Pick out each line containing the string "React".
------------------------------------
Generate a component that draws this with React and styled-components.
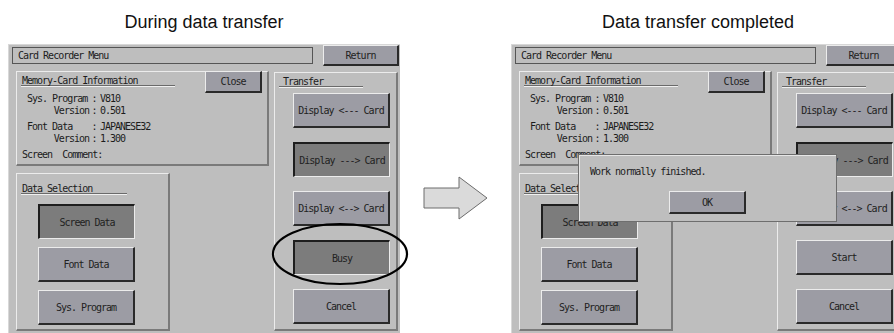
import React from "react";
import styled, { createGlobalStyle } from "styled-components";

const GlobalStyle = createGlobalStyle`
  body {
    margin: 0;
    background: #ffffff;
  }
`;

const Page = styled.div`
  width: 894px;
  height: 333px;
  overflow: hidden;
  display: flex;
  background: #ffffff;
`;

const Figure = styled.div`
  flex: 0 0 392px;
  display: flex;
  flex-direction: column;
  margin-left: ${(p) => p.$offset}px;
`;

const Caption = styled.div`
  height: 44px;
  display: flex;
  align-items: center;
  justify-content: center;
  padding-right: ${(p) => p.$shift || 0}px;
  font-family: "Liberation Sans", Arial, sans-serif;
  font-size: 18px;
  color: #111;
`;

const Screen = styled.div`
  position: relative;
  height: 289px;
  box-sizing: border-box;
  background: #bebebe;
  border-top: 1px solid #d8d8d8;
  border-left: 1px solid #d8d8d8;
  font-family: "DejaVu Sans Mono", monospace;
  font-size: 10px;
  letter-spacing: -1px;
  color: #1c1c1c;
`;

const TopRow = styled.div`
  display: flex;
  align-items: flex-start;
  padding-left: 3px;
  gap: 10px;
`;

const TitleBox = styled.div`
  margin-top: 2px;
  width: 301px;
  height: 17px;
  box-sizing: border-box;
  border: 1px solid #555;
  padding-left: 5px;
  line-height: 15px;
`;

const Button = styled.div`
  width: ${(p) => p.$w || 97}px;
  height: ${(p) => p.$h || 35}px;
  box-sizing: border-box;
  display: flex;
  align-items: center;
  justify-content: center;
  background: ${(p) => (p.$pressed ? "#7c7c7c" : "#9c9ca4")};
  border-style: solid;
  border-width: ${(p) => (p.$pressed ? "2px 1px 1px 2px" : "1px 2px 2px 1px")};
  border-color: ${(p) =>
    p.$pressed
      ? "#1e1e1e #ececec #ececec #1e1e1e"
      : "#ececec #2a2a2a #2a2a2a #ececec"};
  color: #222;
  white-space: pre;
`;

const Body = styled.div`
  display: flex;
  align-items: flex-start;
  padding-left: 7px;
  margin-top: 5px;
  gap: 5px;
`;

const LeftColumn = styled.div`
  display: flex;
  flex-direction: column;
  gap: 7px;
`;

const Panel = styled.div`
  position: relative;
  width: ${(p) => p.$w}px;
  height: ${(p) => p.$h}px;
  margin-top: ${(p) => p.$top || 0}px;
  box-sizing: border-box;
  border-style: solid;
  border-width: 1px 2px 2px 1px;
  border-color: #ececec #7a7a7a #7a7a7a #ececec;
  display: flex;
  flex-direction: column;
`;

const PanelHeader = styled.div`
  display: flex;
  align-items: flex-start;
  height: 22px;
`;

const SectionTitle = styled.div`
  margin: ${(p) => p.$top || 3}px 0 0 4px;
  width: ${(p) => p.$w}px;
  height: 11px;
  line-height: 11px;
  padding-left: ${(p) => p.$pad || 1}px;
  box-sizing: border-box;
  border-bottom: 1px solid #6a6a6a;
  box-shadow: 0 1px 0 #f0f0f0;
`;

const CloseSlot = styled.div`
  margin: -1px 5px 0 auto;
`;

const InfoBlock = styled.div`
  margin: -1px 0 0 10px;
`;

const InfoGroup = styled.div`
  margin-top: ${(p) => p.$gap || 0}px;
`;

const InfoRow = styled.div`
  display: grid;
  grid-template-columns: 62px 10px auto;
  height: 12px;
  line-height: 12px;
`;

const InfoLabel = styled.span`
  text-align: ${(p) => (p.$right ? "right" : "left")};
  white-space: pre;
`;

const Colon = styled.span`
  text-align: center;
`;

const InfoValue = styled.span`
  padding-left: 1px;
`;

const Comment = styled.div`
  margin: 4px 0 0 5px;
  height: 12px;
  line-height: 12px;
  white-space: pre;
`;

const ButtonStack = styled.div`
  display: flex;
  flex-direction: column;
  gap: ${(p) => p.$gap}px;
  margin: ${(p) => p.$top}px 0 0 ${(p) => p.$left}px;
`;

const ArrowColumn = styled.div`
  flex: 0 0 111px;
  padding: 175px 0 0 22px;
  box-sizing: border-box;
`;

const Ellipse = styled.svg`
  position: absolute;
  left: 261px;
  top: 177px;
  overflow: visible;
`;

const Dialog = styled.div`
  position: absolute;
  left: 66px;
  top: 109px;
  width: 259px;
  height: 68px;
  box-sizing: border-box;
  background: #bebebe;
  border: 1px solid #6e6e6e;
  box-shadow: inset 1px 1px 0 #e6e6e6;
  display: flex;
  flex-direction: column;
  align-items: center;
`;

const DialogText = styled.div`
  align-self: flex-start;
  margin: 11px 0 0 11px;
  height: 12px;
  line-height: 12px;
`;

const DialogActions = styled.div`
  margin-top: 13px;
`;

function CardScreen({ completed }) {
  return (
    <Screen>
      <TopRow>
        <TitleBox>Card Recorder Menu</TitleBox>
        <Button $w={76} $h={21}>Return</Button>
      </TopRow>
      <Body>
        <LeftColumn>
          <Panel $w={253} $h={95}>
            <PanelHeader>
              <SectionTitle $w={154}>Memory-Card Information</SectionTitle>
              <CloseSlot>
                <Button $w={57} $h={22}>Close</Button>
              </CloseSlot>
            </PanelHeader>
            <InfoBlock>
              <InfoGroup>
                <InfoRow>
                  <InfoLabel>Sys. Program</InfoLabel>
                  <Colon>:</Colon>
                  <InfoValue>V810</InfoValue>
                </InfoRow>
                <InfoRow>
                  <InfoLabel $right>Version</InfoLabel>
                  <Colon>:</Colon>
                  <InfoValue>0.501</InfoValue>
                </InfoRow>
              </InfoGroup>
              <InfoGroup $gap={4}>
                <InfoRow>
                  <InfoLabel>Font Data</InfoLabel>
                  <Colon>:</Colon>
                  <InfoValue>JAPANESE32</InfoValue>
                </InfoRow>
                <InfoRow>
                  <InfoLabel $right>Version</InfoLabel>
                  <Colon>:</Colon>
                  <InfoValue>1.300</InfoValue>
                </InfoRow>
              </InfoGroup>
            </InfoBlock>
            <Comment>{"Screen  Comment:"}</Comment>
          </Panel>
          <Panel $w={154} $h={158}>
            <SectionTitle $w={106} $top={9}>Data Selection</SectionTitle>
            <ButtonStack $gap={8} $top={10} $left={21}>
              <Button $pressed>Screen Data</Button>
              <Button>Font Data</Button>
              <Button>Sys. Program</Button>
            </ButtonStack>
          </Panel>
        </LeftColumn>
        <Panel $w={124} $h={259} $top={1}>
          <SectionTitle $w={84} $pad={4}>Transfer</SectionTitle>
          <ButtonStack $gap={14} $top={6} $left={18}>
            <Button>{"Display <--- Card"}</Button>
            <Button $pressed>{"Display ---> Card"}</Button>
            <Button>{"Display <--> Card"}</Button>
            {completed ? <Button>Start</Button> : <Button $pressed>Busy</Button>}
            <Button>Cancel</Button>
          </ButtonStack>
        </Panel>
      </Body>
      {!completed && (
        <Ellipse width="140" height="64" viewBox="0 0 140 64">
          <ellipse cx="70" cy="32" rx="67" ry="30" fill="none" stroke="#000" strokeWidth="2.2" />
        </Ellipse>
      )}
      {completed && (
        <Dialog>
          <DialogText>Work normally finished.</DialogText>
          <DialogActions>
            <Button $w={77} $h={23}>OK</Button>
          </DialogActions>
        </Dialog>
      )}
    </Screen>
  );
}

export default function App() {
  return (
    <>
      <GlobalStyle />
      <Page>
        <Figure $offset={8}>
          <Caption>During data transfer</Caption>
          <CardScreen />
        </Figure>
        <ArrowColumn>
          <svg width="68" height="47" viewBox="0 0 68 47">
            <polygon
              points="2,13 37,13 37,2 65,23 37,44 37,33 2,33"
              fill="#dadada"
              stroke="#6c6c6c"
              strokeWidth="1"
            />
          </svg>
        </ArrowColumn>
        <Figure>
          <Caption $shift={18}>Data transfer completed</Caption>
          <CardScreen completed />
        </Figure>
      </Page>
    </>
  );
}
------------------------------------
Result for this task:
Generate a component that draws this with React and styled-components.
import React from "react";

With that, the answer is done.